- [Source excerpt]
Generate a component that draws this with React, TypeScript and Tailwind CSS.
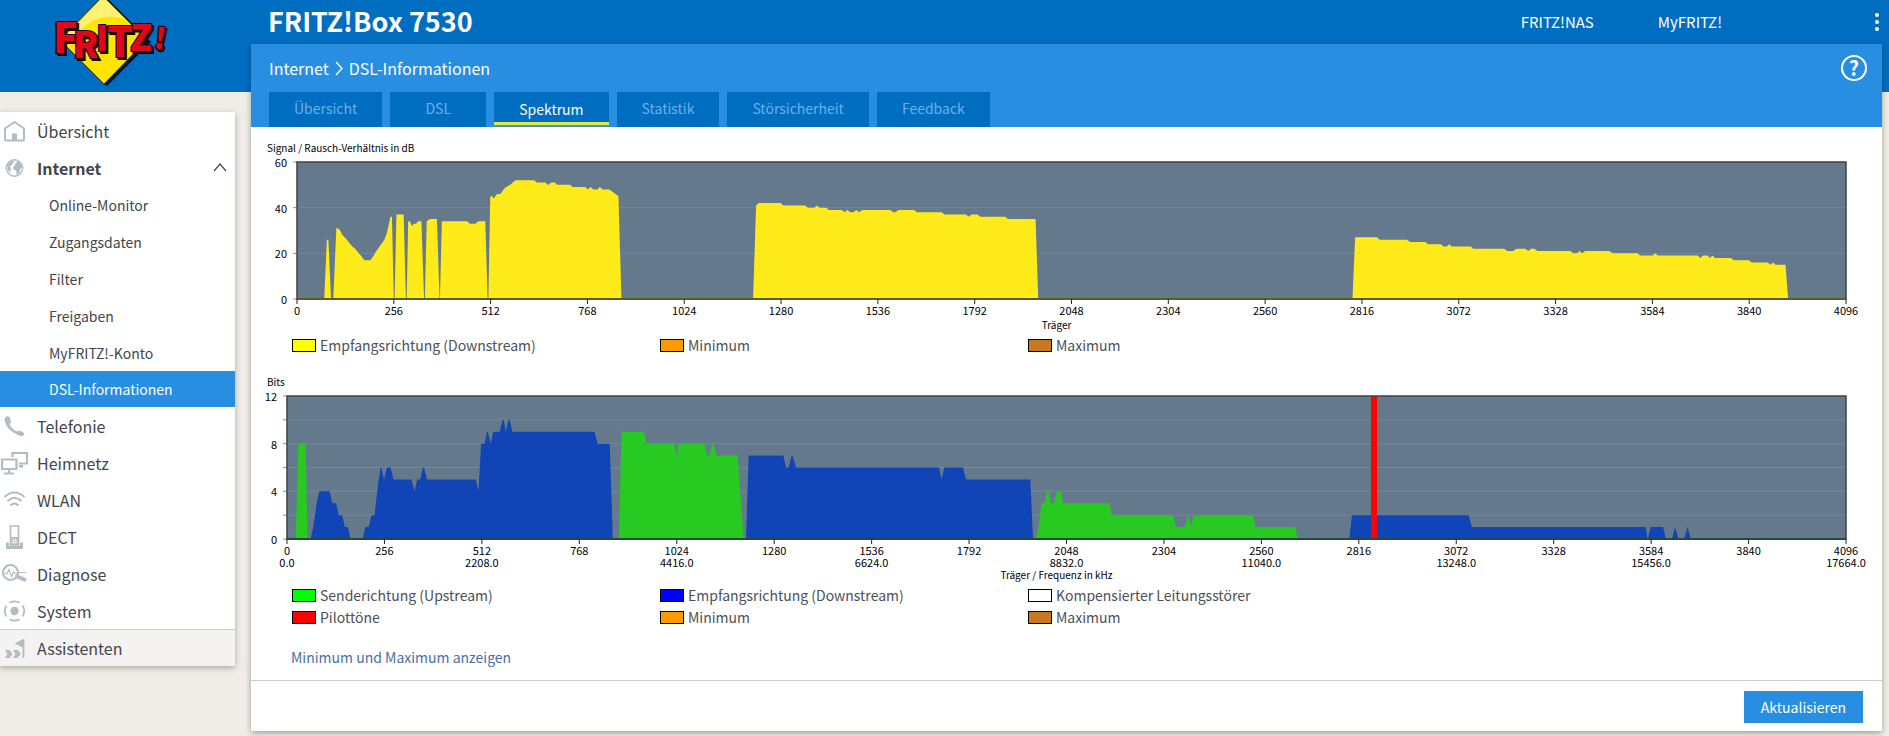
import type { ReactNode } from "react";
import { clsx } from "clsx";

type Point = [carrier: number, value: number];
type Series = { color: string; points: Point[] };
type LegendItem = { label: string; color: string };

const MAX_CARRIER = 4096;

const snr: Series[] = [
  {
    color: "#ffeb1a",
    points: [
      [72, 0], [79, 26], [83, 26], [90, 0], [96, 0], [104, 31], [108, 31], [114, 30], [120, 28], [132, 26],
      [146, 23], [154, 22], [163, 20], [169, 19], [178, 17], [194, 17], [203, 19], [210, 21], [231, 26],
      [238, 29], [247, 36], [251, 36], [256, 0], [258, 0], [263, 37], [282, 37], [288, 0], [290, 0],
      [294, 34], [298, 34], [304, 32], [309, 33], [315, 33], [320, 34], [329, 34], [336, 0], [338, 0],
      [343, 34], [352, 35], [370, 35], [377, 0], [378, 0], [383, 34], [450, 34], [457, 33], [472, 33],
      [479, 34], [498, 34], [504, 0], [506, 0], [511, 45], [516, 45], [520, 44], [529, 46], [538, 46],
      [546, 48], [553, 49], [564, 50], [577, 52], [627, 52], [634, 51], [657, 51], [663, 50], [666, 50],
      [672, 51], [681, 51], [688, 50], [722, 50], [729, 49], [762, 49], [769, 48], [776, 49], [784, 48],
      [794, 48], [801, 49], [808, 48], [826, 48], [850, 45], [858, 0],
    ],
  },
  {
    color: "#ffeb1a",
    points: [
      [1206, 0], [1214, 41], [1221, 42], [1279, 42], [1286, 41], [1344, 41], [1351, 40], [1368, 40],
      [1375, 41], [1382, 40], [1400, 40], [1406, 39], [1441, 39], [1448, 38], [1455, 39], [1463, 38],
      [1471, 38], [1479, 39], [1486, 38], [1495, 39], [1569, 39], [1576, 38], [1583, 38], [1590, 39],
      [1632, 39], [1639, 38], [1705, 38], [1712, 37], [1769, 37], [1776, 36], [1783, 37], [1800, 37],
      [1806, 36], [1873, 36], [1880, 35], [1953, 35], [1960, 0],
    ],
  },
  {
    color: "#ffeb1a",
    points: [
      [2791, 0], [2798, 27], [2856, 27], [2863, 26], [2935, 26], [2943, 25], [2984, 25], [2991, 24],
      [3025, 24], [3031, 23], [3040, 23], [3047, 24], [3053, 23], [3104, 23], [3110, 22], [3192, 22],
      [3200, 21], [3216, 21], [3224, 22], [3248, 22], [3256, 21], [3263, 22], [3272, 22], [3280, 21],
      [3367, 21], [3375, 20], [3385, 20], [3391, 21], [3398, 20], [3407, 21], [3470, 21], [3479, 20],
      [3545, 20], [3551, 19], [3585, 19], [3592, 20], [3598, 19], [3704, 19], [3711, 18], [3718, 19],
      [3730, 19], [3736, 18], [3743, 19], [3750, 18], [3792, 18], [3799, 17], [3839, 17], [3847, 16],
      [3889, 16], [3896, 15], [3903, 16], [3909, 15], [3936, 15], [3943, 0],
    ],
  },
];

const upstream = "#28ca22";
const downstream = "#1044b7";

const bits: Series[] = [
  { color: upstream, points: [[23, 0], [30, 8], [49, 8], [54, 0]] },
  {
    color: downstream,
    points: [
      [62, 0], [69, 1], [78, 3], [85, 4], [112, 4], [119, 3], [129, 3], [136, 2], [145, 2], [152, 1],
      [160, 1], [167, 0], [199, 0], [206, 1], [215, 1], [222, 2], [230, 2], [239, 4.5], [246, 6], [248, 6],
      [255, 5], [262, 6], [272, 6], [280, 5], [327, 5], [335, 4], [342, 5], [350, 5], [357, 6], [360, 6],
      [368, 5], [496, 5], [503, 4], [510, 8], [519, 8], [526, 9], [528, 9], [535, 8], [542, 9], [559, 9],
      [566, 10], [569, 10], [575, 9], [582, 10], [585, 10], [592, 9], [808, 9], [816, 8], [848, 8], [856, 0],
    ],
  },
  {
    color: upstream,
    points: [
      [872, 0], [879, 9], [937, 9], [945, 8], [1018, 8], [1023, 7], [1029, 8], [1097, 8], [1104, 7],
      [1111, 7], [1117, 8], [1121, 8], [1128, 7], [1184, 7], [1200, 0],
    ],
  },
  {
    color: downstream,
    points: [
      [1206, 0], [1213, 7], [1304, 7], [1311, 6], [1318, 6], [1326, 7], [1328, 7], [1337, 6], [1713, 6],
      [1720, 5], [1727, 6], [1776, 6], [1784, 5], [1953, 5], [1960, 0],
    ],
  },
  {
    color: upstream,
    points: [
      [1967, 0], [1975, 1], [1982, 3], [1990, 3], [1997, 4], [2001, 4], [2008, 3], [2014, 3], [2023, 4],
      [2032, 4], [2040, 3], [2161, 3], [2168, 2], [2329, 2], [2336, 1], [2358, 1], [2368, 2], [2376, 1],
      [2382, 2], [2538, 2], [2545, 1], [2649, 1], [2656, 0],
    ],
  },
  {
    color: downstream,
    points: [
      [2791, 0], [2798, 2], [3105, 2], [3113, 1], [3569, 1], [3575, 0], [3583, 1], [3615, 1], [3623, 0],
      [3639, 0], [3647, 1], [3656, 0], [3671, 0], [3680, 1], [3688, 0],
    ],
  },
];

const snrLegend: LegendItem[] = [
  { label: "Empfangsrichtung (Downstream)", color: "bg-[#ffff00]" },
  { label: "Minimum", color: "bg-[#ff9900]" },
  { label: "Maximum", color: "bg-[#c8781e]" },
];

const bitsLegend: LegendItem[] = [
  { label: "Senderichtung (Upstream)", color: "bg-[#00ff00]" },
  { label: "Empfangsrichtung (Downstream)", color: "bg-[#0000ff]" },
  { label: "Kompensierter Leitungsstörer", color: "bg-white" },
  { label: "Pilottöne", color: "bg-[#ff0000]" },
  { label: "Minimum", color: "bg-[#ff9900]" },
  { label: "Maximum", color: "bg-[#c8781e]" },
];

const tabs = ["Übersicht", "DSL", "Spektrum", "Statistik", "Störsicherheit", "Feedback"];

function MenuIcon({ children }: { children: ReactNode }) {
  return (
    <svg
      viewBox="0 0 28 24"
      className="h-6 w-7 shrink-0 fill-none stroke-[#b1bdc3] stroke-2"
      aria-hidden="true"
    >
      {children}
    </svg>
  );
}

const solid = "fill-[#b1bdc3] stroke-none";

const icons = {
  home: (
    <MenuIcon>
      <path d="M5 9.5 14.500 3 24 9.500V20q0 1.500-1.500 1.500H6.500Q5 21.500 5 20Z" strokeLinejoin="round" />
      <path d="M12 22v-7.500h5V22Z" className={solid} />
    </MenuIcon>
  ),
  globe: (
    <MenuIcon>
      <circle cx="14.500" cy="12" r="8.200" strokeWidth="1.500" />
      <path
        d="M7.500 9Q9.500 5.500 13 4.800L14.500 6 12.500 7.500 11.500 9.500 9.500 10 11 12 10.500 14.500 9.500 16.500Q6.800 13 7.500 9ZM16 6.500l2.500-1.500 2.500 3 1 3.500-1.500 1-1 4-2 2.500-1-.5-.3-4-2.400-.8-.8-2.200 1.800-2Z"
        className={solid}
      />
    </MenuIcon>
  ),
  phone: (
    <MenuIcon>
      <path
        d="M6.500 2.500Q9.500 1.500 10.500 5.500T9.500 10Q11.500 14.500 16.500 17.500 18 16 21.500 17.500T24 20.500Q22.500 23 19 21.500 6 16 4.500 6 4.500 3.500 6.500 2.500Z"
        className={solid}
      />
    </MenuIcon>
  ),
  network: (
    <MenuIcon>
      <path d="M12.500 6V2h14.500v10.500h-8" strokeWidth="2.200" />
      <path d="M2 8.500h14.500V18H2ZM9 18v4M4 22.500h10" strokeWidth="2.200" />
      <path d="M19 14h4v2.500h-4Z" className={solid} />
    </MenuIcon>
  ),
  wifi: (
    <MenuIcon>
      <path d="M4.500 9Q14.500 0 24.500 9M7.500 13Q14.500 6.500 21.500 13M10.500 17.500Q14.500 13.500 18.500 17.500" />
    </MenuIcon>
  ),
  dect: (
    <MenuIcon>
      <path d="M10.500 1h8v20h-8Z" strokeWidth="1.600" />
      <path d="M11 12h7v8h-7Z" className={solid} />
      <path d="M13.300 13v6M15.700 13v6M11.500 15.500h6M11.500 17.500h6" className="stroke-white" strokeWidth=".6" />
      <path d="M6 17.500h3V21h11v-3.500h3V24H6Z" className={solid} />
    </MenuIcon>
  ),
  diagnose: (
    <MenuIcon>
      <circle cx="10.500" cy="10.500" r="7.500" />
      <path d="M4.500 11.500h2.500l2-4 2.500 7 2-4.500 1.500 1.500h4M19 10.500h7" strokeWidth="1.200" />
      <path d="m17 14.500 7.500 3" strokeWidth="4" strokeLinecap="round" />
    </MenuIcon>
  ),
  system: (
    <MenuIcon>
      <circle cx="14.500" cy="12" r="4.200" className={solid} />
      <path
        d="M9.500 3.800Q14.500 1 19.500 3.800M9.500 20.200Q14.500 23 19.500 20.200M6.500 6.500Q3 12 6.500 17.500M22.500 6.500Q26 12 22.500 17.500"
        strokeWidth="1.800"
      />
    </MenuIcon>
  ),
  assist: (
    <MenuIcon>
      <path
        d="M5 14h4.500l3 4-3 4H5l2.500-4ZM13 14h4.500l3.500 4-3.500 4H13l2.500-4ZM22.500 3h1.800v19h-1.800ZM23 3v8.500L14.500 7.500Z"
        className={solid}
      />
    </MenuIcon>
  ),
};

const subPages = ["Online-Monitor", "Zugangsdaten", "Filter", "Freigaben", "MyFRITZ!-Konto", "DSL-Informationen"];

const lowerMenu = [
  { label: "Telefonie", icon: icons.phone },
  { label: "Heimnetz", icon: icons.network },
  { label: "WLAN", icon: icons.wifi },
  { label: "DECT", icon: icons.dect },
  { label: "Diagnose", icon: icons.diagnose },
  { label: "System", icon: icons.system },
];

const logoLetters = [
  { char: "F", x: 53, y: 53, size: 41 },
  { char: "R", x: 73, y: 58, size: 36 },
  { char: "I", x: 96, y: 51, size: 35 },
  { char: "T", x: 107, y: 57, size: 41 },
  { char: "Z", x: 130, y: 51, size: 36 },
  { char: "!", x: 153, y: 48, size: 29 },
];

function Logo() {
  return (
    <svg width="180" height="92" viewBox="0 0 180 92" role="img" aria-label="FRITZ!">
      <path d="M106-3 151 42 107 86 104 84Z" className="fill-[#00152e]" />
      <path d="M103-4 147 40 104 84 60 40Z" className="fill-[#ffe500] stroke-[#3a3500]" />
      <path d="M103-3 125 19Q95 10 76 36L62 40Z" className="fill-white/45" />
      {["shadow", "face"].map((layer) => (
        <g
          key={layer}
          className={clsx(
            "font-black stroke-[#1a0505]",
            layer === "shadow" ? "translate-x-[2px] translate-y-[2px] fill-[#1a0505]" : "fill-[#e2061a]",
          )}
          strokeWidth="2"
          paintOrder="stroke"
        >
          {logoLetters.map(({ char, x, y, size }) => (
            <text
              key={char}
              x={x}
              y={y}
              fontSize={size}
              transform={char === "!" ? `rotate(8 ${x} ${y})` : undefined}
            >
              {char}
            </text>
          ))}
        </g>
      ))}
    </svg>
  );
}

function MenuRow({ label, icon, children, className }: {
  label: string;
  icon: ReactNode;
  children?: ReactNode;
  className?: string;
}) {
  return (
    <a href="#" className={clsx("flex h-[37px] items-center text-base", className)}>
      {icon}
      <span className="ml-[9px] flex-1">{label}</span>
      {children}
    </a>
  );
}

function Sidebar() {
  return (
    <nav className="mt-5 w-[235px] bg-white text-[#3f464c] shadow-[0_2px_6px_rgba(0,0,0,0.3)]">
      <MenuRow label="Übersicht" icon={icons.home} />
      <MenuRow label="Internet" icon={icons.globe} className="font-bold">
        <svg width="14" height="9" viewBox="0 0 14 9" className="mr-2 fill-none stroke-[#3f464c]" aria-hidden="true">
          <path d="M1 8 7 1 13 8" strokeWidth="1.200" />
        </svg>
      </MenuRow>
      {subPages.map((page) => (
        <a
          key={page}
          href="#"
          className={clsx(
            "flex items-center pl-[49px] text-sm",
            page === "DSL-Informationen" ? "h-9 bg-[#278ee1] text-white" : "h-[37px]",
          )}
        >
          {page}
        </a>
      ))}
      {lowerMenu.map((item) => (
        <MenuRow key={item.label} {...item} />
      ))}
      <MenuRow label="Assistenten" icon={icons.assist} className="border-t border-[#ccc] bg-[#f4f3f1]" />
    </nav>
  );
}

type ChartProps = {
  title: string;
  caption: string;
  series: Series[];
  max: number;
  step: number;
  labelStep: number;
  plotHeight: number;
  baseline: string;
  pilot?: number;
  showFrequency?: boolean;
  className?: string;
};

function Chart({
  title, caption, series, max, step, labelStep, plotHeight, baseline, pilot, showFrequency, className,
}: ChartProps) {
  const rows = Array.from({ length: max / step + 1 }, (_, i) => i * step);
  const cols = Array.from({ length: 17 }, (_, i) => i * 256);
  const toY = (value: number) => plotHeight - (value / max) * plotHeight;

  return (
    <figure className="text-[10px] leading-4 text-black">
      <h3 className="mb-1.5">{title}</h3>
      <div className={className}>
        <svg
          width="100%"
          height={plotHeight + (showFrequency ? 28 : 18)}
          className="block overflow-visible text-[11px]"
        >
          <rect width="100%" height={plotHeight} fill="#65798d" />
          {rows.map((value) => (
            <g key={value}>
              {value > 0 && value < max && (
                <line x2="100%" y1={toY(value)} y2={toY(value)} stroke="#75879a" />
              )}
              <line x1="-4" x2="0" y1={toY(value)} y2={toY(value)} stroke="#8a8f94" />
              {value % labelStep === 0 && (
                <text x="-10" y={toY(value) + 5} textAnchor="end">
                  {value}
                </text>
              )}
            </g>
          ))}
          <svg width="100%" height={plotHeight} viewBox={`0 0 ${MAX_CARRIER} ${max}`} preserveAspectRatio="none">
            {series.map(({ color, points }) => (
              <polygon
                key={points[0][0]}
                points={points.map(([carrier, value]) => `${carrier},${max - value}`).join(" ")}
                fill={color}
              />
            ))}
            {pilot && <rect x={pilot - 8} width="16" height={max} fill="#fb0404" />}
          </svg>
          <rect width="100%" height={plotHeight} fill="none" stroke="#3a424a" strokeWidth="1.500" />
          <line x2="100%" y1={plotHeight} y2={plotHeight} stroke={baseline} strokeWidth="2" />
          {cols.map((carrier) => {
            const x = `${(carrier / MAX_CARRIER) * 100}%`;
            return (
              <g key={carrier} textAnchor="middle">
                <line x1={x} x2={x} y1={plotHeight} y2={plotHeight + 5} stroke="#222" />
                <text x={x} y={plotHeight + 16}>
                  {carrier}
                </text>
                {showFrequency && carrier % 512 === 0 && (
                  <text x={x} y={plotHeight + 28}>
                    {(carrier * 4.3125).toFixed(1)}
                  </text>
                )}
              </g>
            );
          })}
        </svg>
      </div>
      <figcaption className="text-center">{caption}</figcaption>
    </figure>
  );
}

function Legend({ items }: { items: LegendItem[] }) {
  return (
    <ul className="mt-px ml-[25px] grid max-w-[1104px] grid-cols-3 text-sm leading-[22px] text-[#4b5157]">
      {items.map(({ label, color }) => (
        <li key={label} className="flex items-center gap-1">
          <span className={clsx("h-[13px] w-6 border border-black", color)} />
          {label}
        </li>
      ))}
    </ul>
  );
}

export default function App() {
  return (
    <div className="flex min-h-screen items-start bg-[linear-gradient(#006ec0_92px,#f0ede6_92px)] font-['Noto_Sans_CJK_SC','Noto_Sans',sans-serif]">
      <aside className="w-[251px] shrink-0">
        <a href="#" className="block h-[92px]">
          <Logo />
        </a>
        <Sidebar />
      </aside>
      <div className="min-w-0 flex-1">
        <header className="flex h-11 items-center pl-[17px] text-white">
          <h1 className="flex-1 pb-0.5 text-[27px] leading-8 font-bold">FRITZ!Box 7530</h1>
          <nav className="flex gap-16 text-[15px]">
            <a href="#">FRITZ!NAS</a>
            <a href="#">MyFRITZ!</a>
          </nav>
          <button type="button" aria-label="Menü" className="ml-[153px] flex w-[14px] flex-col items-start gap-[3px]">
            <span className="size-1 rounded-full bg-white" />
            <span className="size-1 rounded-full bg-white" />
            <span className="size-1 rounded-full bg-white" />
          </button>
        </header>
        <main className="mr-[7px] mb-1 bg-white shadow-[0_2px_6px_rgba(0,0,0,0.35)]">
          <div className="bg-[#278ee1] pr-[15px] pl-[18px] text-white">
            <div className="flex h-12 items-center justify-between">
              <div className="flex items-center gap-1.5 text-base">
                <a href="#">Internet</a>
                <svg width="8" height="15" viewBox="0 0 8 15" className="fill-none stroke-white" aria-hidden="true">
                  <path d="M1 1 7 7.500 1 14" strokeWidth="1.300" />
                </svg>
                <h2>DSL-Informationen</h2>
              </div>
              <button
                type="button"
                aria-label="Hilfe"
                className="flex size-[26px] items-center justify-center rounded-full border-2 border-white text-xl leading-none font-bold"
              >
                ?
              </button>
            </div>
            <div className="flex gap-2 text-sm">
              {tabs.map((tab) => (
                <a
                  key={tab}
                  href="#"
                  className={clsx(
                    "flex h-[35px] min-w-24 items-center justify-center bg-[#006ec0] px-[25px]",
                    tab === "Spektrum"
                      ? "border-b-2 border-[#4d8fb5] shadow-[inset_0_-3px_#dcec4a]"
                      : "pb-[3px] text-[#6cb0ea]",
                  )}
                >
                  {tab}
                </a>
              ))}
            </div>
          </div>
          <section className="pt-[13px] pr-9 pb-3 pl-4">
            <Chart
              title="Signal / Rausch-Verhältnis in dB"
              caption="Träger"
              series={snr}
              max={60}
              step={20}
              labelStep={20}
              plotHeight={137}
              baseline="#5b5e24"
              className="pl-[30px]"
            />
            <Legend items={snrLegend} />
            <div className="mt-[18px]">
              <Chart
                title="Bits"
                caption="Träger / Frequenz in kHz"
                series={bits}
                max={12}
                step={2}
                labelStep={4}
                plotHeight={143}
                baseline="#234b39"
                pilot={2856}
                showFrequency
                className="pl-5"
              />
            </div>
            <Legend items={bitsLegend} />
            <a href="#" className="mt-[18px] ml-6 inline-block text-sm leading-[22px] text-[#4a6fa5]">
              Minimum und Maximum anzeigen
            </a>
          </section>
          <footer className="flex justify-end border-t border-[#ccc] pt-[10px] pr-[19px] pb-2">
            <button type="button" className="h-8 bg-[#278ee1] px-[17px] text-sm text-white">
              Aktualisieren
            </button>
          </footer>
        </main>
      </div>
    </div>
  );
}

- [Exercise goal] Go from the first line of the data above to the line containing "const MAX_CARRIER = 4096;" and retype exactly those lines, both included, but none of the pictures.

- [Complete response]
Generate a component that draws this with React, TypeScript and Tailwind CSS.
import type { ReactNode } from "react";
import { clsx } from "clsx";

type Point = [carrier: number, value: number];
type Series = { color: string; points: Point[] };
type LegendItem = { label: string; color: string };

const MAX_CARRIER = 4096;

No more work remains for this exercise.